Because in our mission we saw the Weekly as an education resource for the community, not merely as a newspaper, we sponsored heavily attended teach-ins examining the Reagan assault on Central America’s popular movements seeking to overthrow Banana Republic oligarchies and raise their people out of poverty and oppression. As Central American refugees poured into L.A., we relentlessly covered the Reagan brutality and the reality of the region. In my one sabbatical as editor, in 1984, I spent three months in Nicaragua, doing research during the early days of the Contra war, watching as each Friday the cabinet met and surrendered budget money intended for housing, education, economic development and food to the needs of stopping Reagan’s Contra army. This was just what the war was intended to do: create a failed, leftist government rather than a model of economic development. (The Israeli ambassador noted that the elected Sandinistas were no more socialist than Israel and, in fact, reminded him of the spirit of building a healthy, educated society that infused Israel in its early years. They reminded me of New York social workers I had known.)

Our most important regional story came earlier, shortly after the massacres in the Palestinian refugee camps during Israel’s first invasion of Lebanon in 1982. Given that the press was finally paying attention to Western-inspired massacres in a Second World country, I thought it was a superb opportunity to hasten our investigation into massacres in El Salvador. The fine young journalist already on the story, Greg Goldin, agreed to step on the research pedal. The result was a profound cover story that detailed a dozen vicious massacres of peasant villagers in El Salvador in a two-year period, starting with a village in which 1,200 people, mostly women and children, were murdered, with babies bayoneted. The lead culprit was the El Salvador Altacal Brigade, which had been trained and secretly led by U.S. Special Forces troops. In short, just as in Vietnam, the massacres of peasant villages believed to be sympathetic to leftist rebels were in full force again under Reagan in Central America.

The story was seized on by Central America antiwar groups and played a small role in their lobbying of Congress, which eventually limited funds to El Salvador and cut off money entirely to the Contras (which led to Iran-Contragate and drug running by the Reagan White House, another story we billboarded). At one point in the massacre-story odyssey, the deputy to Reagan’s national security adviser lied to me that his boss had no knowledge of massacres in El Salvador. “I’ll get someone at the State Department to respond to ‘that bird’ in L.A.,” he told me. “That bird” was a reference to me. The man, who from his White House perch spoke this into my ear as if I didn’t exist, had the voice pitch and general vocabulary of a thug, an icon for the level of the Reagan people.

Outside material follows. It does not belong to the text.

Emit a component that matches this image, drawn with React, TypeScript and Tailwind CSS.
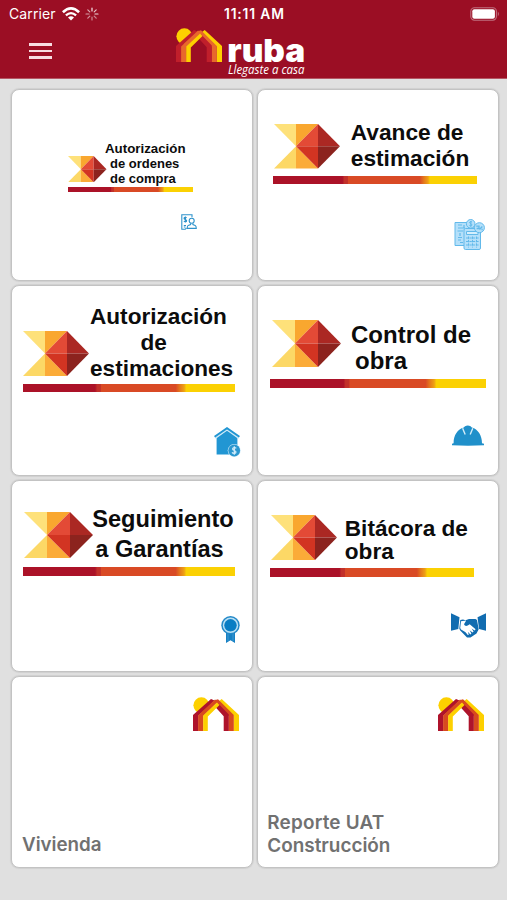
import type { ReactNode } from "react";

function House({ className, onRed = false }: { className: string; onRed?: boolean }) {
  const crimson = onRed ? "#c01f2b" : "#ae132b";
  const orange = onRed ? "#e8682c" : "#d84a1f";
  return (
    <svg viewBox="0 0 46 34" preserveAspectRatio="none" className={className}>
      <circle cx="8.4" cy="8.3" r="8" fill="#fdd000" />
      <path d="M26 4L28.7 2L46 18V34H40.6V18.5Z" fill="#fdd000" />
      <path d="M22.5 3L25 2.3L40.8 18V34H35.5V19L24 8Z" fill={orange} />
      <path d="M22.8 10.5L25.2 6.6L35.8 17.6V34H30.7V19.2Z" fill={crimson} />
      <path d="M0 34V18L18 2L21.5 3.5L5.3 18.8V34Z" fill={crimson} />
      <path d="M5.1 34V18.4L22 2.6L25.2 4.6L10.4 19V34Z" fill={orange} />
      <path d="M10.2 34V18.6L24 5.4L26.5 8L14.8 19.4V34Z" fill="#fdd000" />
    </svg>
  );
}

function Arrow({ className }: { className: string }) {
  return (
    <svg viewBox="0 0 66 44" preserveAspectRatio="none" className={`shrink-0 ${className}`}>
      <path d="M0 0H22V22Z" fill="#fee17a" />
      <path d="M0 44H22V22Z" fill="#fcd866" />
      <path d="M22 0H44L22 22Z" fill="#f9a72f" />
      <path d="M22 44H44L22 22Z" fill="#fbab38" />
      <path d="M44 0L22 22H44Z" fill="#e34a36" />
      <path d="M44 44L22 22H44Z" fill="#d23422" />
      <path d="M44 0L66 22H44Z" fill="#ab2823" />
      <path d="M44 44L66 22H44Z" fill="#8c231e" />
    </svg>
  );
}

function Stripe({ className }: { className: string }) {
  return (
    <div
      className={`shrink-0 bg-[linear-gradient(90deg,#ab1228_0%,#ab1228_34%,#c2302a_35%,#c2302a_36.5%,#d94a25_37%,#d94a25_72%,#e5791c_74%,#eea014_76%,#fbd103_77%)] ${className}`}
    />
  );
}

function Card({ children }: { children: ReactNode }) {
  return (
    <div className="flex flex-col overflow-hidden rounded-[8px] border border-[#c3c3c3] bg-white shadow-[0_0_1px_1px_#d0d0d0]">
      {children}
    </div>
  );
}

function InvoiceUser() {
  return (
    <svg viewBox="0 0 16 16" className="mt-[22px] ml-[169px] size-[16px]" fill="none" stroke="#2f93cb" strokeWidth="1.1">
      <path d="M11 3.2V.7H.8V15.3H4.2L5.5 14M2.8 11.5H5M2.8 13H4.5" />
      <path d="M5.6 3.8C4.8 3 3 3.2 3.1 4.5C3.2 5.8 5.6 5.2 5.6 6.7C5.6 8 3.7 8.1 2.9 7.2M4.4 2.4V8.6" strokeWidth="1.2" />
      <circle cx="10.7" cy="6.7" r="2.5" />
      <path d="M9.6 9.3V10.6L7.2 11.4Q6.2 12 6.2 14.4H15.3Q15.3 12 14.2 11.4L11.9 10.6V9.3" />
    </svg>
  );
}

function Calculator() {
  return (
    <svg viewBox="0 0 31 31" className="mt-[35px] ml-[196px] size-[31px]" fill="#b5e0fa" stroke="#62b9ea" strokeWidth="1">
      <path d="M1 3.5H20V26.5H1Z" />
      <path d="M4 6H8M4 9H11M3.5 12H9M6 14V17M4 18.5H8M4 21H7M6 23.5H9M10 6V9M11 12V15" strokeWidth="1.2" />
      <rect x="10" y="9.5" width="16.5" height="21" rx="1.5" />
      <path d="M12.5 12.5H24V15.5H12.5Z" fill="#d5effd" />
      <path d="M12 19H25M12 22.5H25M12 26H25M14.5 17.5V28.5M18.5 17.5V28.5M22.5 17.5V28.5" strokeDasharray="2.4 1" />
      <circle cx="16.7" cy="4.8" r="4.3" />
      <path d="M18 3C16.5 2.2 15.3 3 15.7 4C16.2 5 18 4.6 18 6C17.8 7 16.4 7.2 15.4 6.4M16.8 2V7.8" />
      <circle cx="25.4" cy="8.7" r="5" />
      <path d="M22.2 7.2H25V9.5H22.6M25.5 10.5L28.3 7.5M27.5 10.5H28.7" strokeWidth="1.3" />
    </svg>
  );
}

function HousePrice() {
  return (
    <svg viewBox="0 0 27 30" className="mt-[35px] ml-[202px] h-[30px] w-[27px]">
      <path d="M2.6 10.8L13 3L23.4 10.8V27.5H2.6Z" fill="#2196d3" />
      <path d="M1 10.8L13 2.2L25 10.8" fill="none" stroke="#cbe8f7" strokeWidth="2.6" />
      <path d="M.6 9.7L13 1.2L25.4 9.7" fill="none" stroke="#2196d3" strokeWidth="2" />
      <circle cx="20.2" cy="23.5" r="6.5" fill="#d5eefb" />
      <circle cx="20.2" cy="23.5" r="5.9" fill="#2b97cf" />
      <path d="M22.2 21.4C21.4 20.1 18.5 20.2 18.6 22C18.7 23.8 22 23.1 22 25C22 26.8 19 26.9 18 25.4M20.3 19.3V27.8" fill="none" stroke="#d5eefb" strokeWidth="1.2" />
    </svg>
  );
}

function Helmet() {
  return (
    <svg viewBox="0 0 32 21" className="mt-[36.5px] ml-[193.5px] h-[21px] w-[32px]">
      <path d="M0 20.3V18.8L1.6 18.2C1.5 10 5.6 4.2 11.8 2.4L13 1.3Q15.8-.5 18.6 1.3L19.8 2.4C26 4.2 30 10 30 18.2L32 18.8V20.3Q16 21.2 0 20.3Z" fill="#2090ca" />
      <path d="M10.6 3.2L13.2 9.4M20.8 3.2L18.2 9.4" stroke="#d3ecf8" strokeWidth="1.4" fill="none" />
    </svg>
  );
}

function Rosette() {
  return (
    <svg viewBox="0 0 19 27" className="mt-[40px] ml-[208.5px] h-[27px] w-[19px]">
      <path d="M5 15H14V27L9.5 24.3L5 27Z" fill="#1780c3" />
      <path d="M7 18V25M12 18V25" stroke="#4ba3d8" strokeWidth=".7" />
      <circle cx="9.5" cy="9.3" r="9.2" fill="#2489c8" />
      <circle cx="9.5" cy="9.3" r="7" fill="none" stroke="#b9e0f5" strokeWidth="1.5" />
      <circle cx="9.5" cy="9.3" r="5.8" fill="#087dc4" />
    </svg>
  );
}

function Handshake() {
  return (
    <svg viewBox="0 0 35 25" className="mt-[36.3px] ml-[193px] h-[25px] w-[35px]">
      <path d="M0 .3L8.5 4.3L7.3 16L0 17.8Z" fill="#116cb0" />
      <path d="M35 .3L26.5 4.3L28 16L35 17.8Z" fill="#116cb0" />
      <path d="M14.5 7.2L18 6H24.5L26 7L27.7 16.2L25.5 20.5L19.5 24.6L16 24.4L9 17.3L8.3 15.5L9.3 7L12 6.6Z" fill="#116cb0" />
      <path d="M10 8.2L15.2 7.5L13 11.3Q14.5 14.5 18.7 11.2L24.6 16.2L23.6 17.4L20.6 15.4L22.6 18.6L21.6 19.6L18.6 17.2L20.4 20.6L19.4 21.4L16.8 18.8L17.8 21.8L16.8 22L14.8 19.6L13 18.2L10 16.5L9.2 15Z" fill="#fff" />
    </svg>
  );
}

function StatusBar() {
  return (
    <div className="flex h-[27px] items-center text-white">
      <span className="w-[62px] pl-[9px] text-[14px] leading-[27px] tracking-[0.1px]">Carrier</span>
      <svg viewBox="0 0 18 14" className="h-[14px] w-[18px]" fill="none" stroke="#fff" strokeWidth="2.6">
        <path d="M.9 5.3Q9-2.4 17.1 5.3" />
        <path d="M3.9 8.4Q9 3.8 14.1 8.4" strokeWidth="2.3" />
        <path d="M9 13.4L6 10.5Q9 8.2 12 10.5Z" fill="#fff" stroke="none" />
      </svg>
      <svg viewBox="0 0 14 14" className="ml-[4.5px] size-[14px]" stroke="#fff" strokeWidth="1.2" strokeLinecap="round">
        <path d="M7 1V4" opacity=".9" />
        <path d="M11.2 2.8L9.2 4.8" opacity=".75" />
        <path d="M13 7H10" opacity=".85" />
        <path d="M11.2 11.2L9.2 9.2" opacity=".5" />
        <path d="M7 13V10" opacity=".5" />
        <path d="M2.8 11.2L4.8 9.2" opacity=".55" />
        <path d="M1 7H4" opacity=".6" />
        <path d="M2.8 2.8L4.8 4.8" opacity=".65" />
      </svg>
      <span className="ml-[125.5px] pt-px text-[13.8px] leading-[26px] font-semibold tracking-[0.85px] whitespace-nowrap">11:11 AM</span>
      <svg viewBox="0 0 30 14" className="mr-[7.5px] ml-auto h-[14px] w-[30px]">
        <rect x=".8" y=".8" width="25.6" height="12.4" rx="3.6" fill="none" stroke="#c0707f" strokeWidth="1.1" />
        <rect x="2.3" y="2.3" width="22.6" height="9.4" rx="2" fill="#fff" />
        <path d="M27.8 4.6Q30 7 27.8 9.4Z" fill="#c0707f" />
      </svg>
    </div>
  );
}

export default function App() {
  return (
    <div className="min-h-[900px] w-[507px] bg-[#e0e0e0] font-['Inter','Liberation_Sans',sans-serif]">
      <header className="h-[79px] border-b border-[#b45764] bg-[#9b0e24]">
        <StatusBar />
        <div className="flex items-start">
          <button aria-label="Menú" className="mt-[16px] ml-[28.5px] flex w-[23.5px] flex-col gap-[4px]">
            <span className="h-[2.7px] bg-[#f8dde2]" />
            <span className="h-[2.7px] bg-[#f8dde2]" />
            <span className="h-[2.7px] bg-[#f8dde2]" />
          </button>
          <House onRed className="mt-[0.7px] ml-[124px] h-[34px] w-[46px]" />
          <svg viewBox="0 0 84 50" className="ml-[4px] h-[50px] w-[84px]" fill="#fff">
            <text x="1.2" y="34.7" textLength="78" lengthAdjust="spacingAndGlyphs" className="font-['Inter',sans-serif] text-[32px] font-black">
              ruba
            </text>
            <text x="2" y="46.8" textLength="76.5" lengthAdjust="spacingAndGlyphs" className="font-['Open_Sans',sans-serif] text-[12.2px] italic">
              Llegaste a casa
            </text>
          </svg>
        </div>
      </header>

      <main className="grid grid-cols-[242px_242px] grid-rows-[192px_191px_192px_192px] gap-1 pt-[10px] pl-[11px] font-['Liberation_Sans',Arial,sans-serif] font-bold text-[#0c0c0c]">
        <Card>
          <div className="flex h-[97px] shrink-0 items-start">
            <Arrow className="mt-[66px] ml-[56px] h-[26.3px] w-[38.5px]" />
            <div className="mt-[51px] -ml-[1.5px] text-[13px] leading-[15px] whitespace-nowrap">
              <div className="text-[13.3px]">Autorización</div>
              <div className="pl-[5px]">de ordenes</div>
              <div className="pl-[5px]">de compra</div>
            </div>
          </div>
          <Stripe className="ml-[56px] h-[5px] w-[124.5px]" />
          <InvoiceUser />
        </Card>

        <Card>
          <div className="flex h-[85.5px] shrink-0 items-start">
            <Arrow className="mt-[34px] ml-[16px] h-[44.5px] w-[66px]" />
            <div className="mt-[28.5px] ml-[10.8px] text-[22.7px] leading-[26px] whitespace-nowrap">
              <div>Avance de</div>
              <div>estimación</div>
            </div>
          </div>
          <Stripe className="ml-[14.5px] h-[8.5px] w-[204.5px]" />
          <Calculator />
        </Card>

        <Card>
          <div className="flex h-[97.5px] shrink-0 items-start">
            <Arrow className="mt-[44.5px] ml-[10.5px] h-[45px] w-[66px]" />
            <div className="mt-[17.5px] ml-[1.5px] text-[22.6px] leading-[26px] whitespace-nowrap">
              <div>Autorización</div>
              <div className="pl-[50.5px]">de</div>
              <div>estimaciones</div>
            </div>
          </div>
          <Stripe className="ml-[10.5px] h-[8.5px] w-[212.5px]" />
          <HousePrice />
        </Card>

        <Card>
          <div className="flex h-[93.3px] shrink-0 items-start">
            <Arrow className="mt-[34.3px] ml-[13.5px] h-[47px] w-[69px]" />
            <div className="mt-[35.6px] ml-[10.5px] text-[24px] leading-[26.3px] whitespace-nowrap">
              <div>Control de</div>
              <div className="pl-[4px]">obra</div>
            </div>
          </div>
          <Stripe className="ml-[12px] h-[9px] w-[215.5px]" />
          <Helmet />
        </Card>

        <Card>
          <div className="flex h-[86px] shrink-0 items-start">
            <Arrow className="mt-[30.7px] ml-[11.5px] h-[46px] w-[69px]" />
            <div className="mt-[22.7px] -ml-[0.3px] text-[23.6px] leading-[30.3px] whitespace-nowrap">
              <div>Seguimiento</div>
              <div className="pl-[3px]">a Garantías</div>
            </div>
          </div>
          <Stripe className="ml-[10.5px] h-[8.7px] w-[212.5px]" />
          <Rosette />
        </Card>

        <Card>
          <div className="flex h-[87px] shrink-0 items-start">
            <Arrow className="mt-[34px] ml-[13px] h-[45px] w-[66px]" />
            <div className="mt-[35.8px] ml-[7.8px] text-[22.6px] leading-[23.4px] whitespace-nowrap">
              <div>Bitácora de</div>
              <div>obra</div>
            </div>
          </div>
          <Stripe className="ml-[11.5px] h-[8.7px] w-[204.5px]" />
          <Handshake />
        </Card>

        <Card>
          <House className="mt-[20px] ml-[180.7px] h-[34px] w-[46px] shrink-0" />
          <div className="mt-auto mb-[10.5px] ml-[10px] font-['Inter',sans-serif] text-[18.8px] leading-[23.3px] font-semibold text-[#717171]">
            Vivienda
          </div>
        </Card>

        <Card>
          <House className="mt-[20px] ml-[180.2px] h-[34px] w-[46px] shrink-0" />
          <div className="mt-auto mb-[9.5px] ml-[9.3px] font-['Inter',sans-serif] text-[18.9px] leading-[23.3px] font-semibold text-[#717171]">
            <div className="tracking-[0.2px]">Reporte UAT</div>
            <div>Construcción</div>
          </div>
        </Card>
      </main>
    </div>
  );
}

Those are the big memories, those and our sponsorship in 1989 of Remaking L.A., a conference in which we, in our community-education capacity, brought grassroots leaders from across the city to UCLA to articulate a community vision of the future of L.A. in contrast to the big-money, top-down, Realtor- and banker-influenced “plan” that had just been issued from Mayor Tom Bradley’s office — a mayor we gave much grief despite Bradley being a favorite of the Westside liberals, who were among our base audience. Journalist Harold Meyerson, whom we hired to organize the conference, then pulled together a cover story from the conference presentations, which still stands as a unique vision from the bottom-up of a remade L.A.

These stories stand out for their journalistic impact. Still, the stream that runs more quietly through my bones remains the privilege of being a revealer, and thereby a supporter, of the human creativity, wisdom and potential for positive change in L.A. and the world, as well as of the societal areas that needed compassionate attention. That, and the voluptuous gift of all the cool writers and staffers I got to be around.

Accordingly, I have no regrets for leaving, only satisfaction that, for a while, the Zeitgeist, the bigger forces, swept through us and allowed us to create a better model for others, imperfect as our Weekly was. Eventually, I left to bring the same vision to television, though I failed — or, more accurately, the industry that promised 500 digital channels in 1992 and didn’t deliver until 2006 had failed me. Now, I do some life-mastery teaching, and work on media projects that attract my attention, including LApoverty.org and until recently RealtalkLA.com, and I dream as the Obama era begins that the mass media may finally get it right, knowing that there’s zero chance it will, because collectively we are neither evolved nor empowered enough to insist on it as a first order of business, one as important as eating.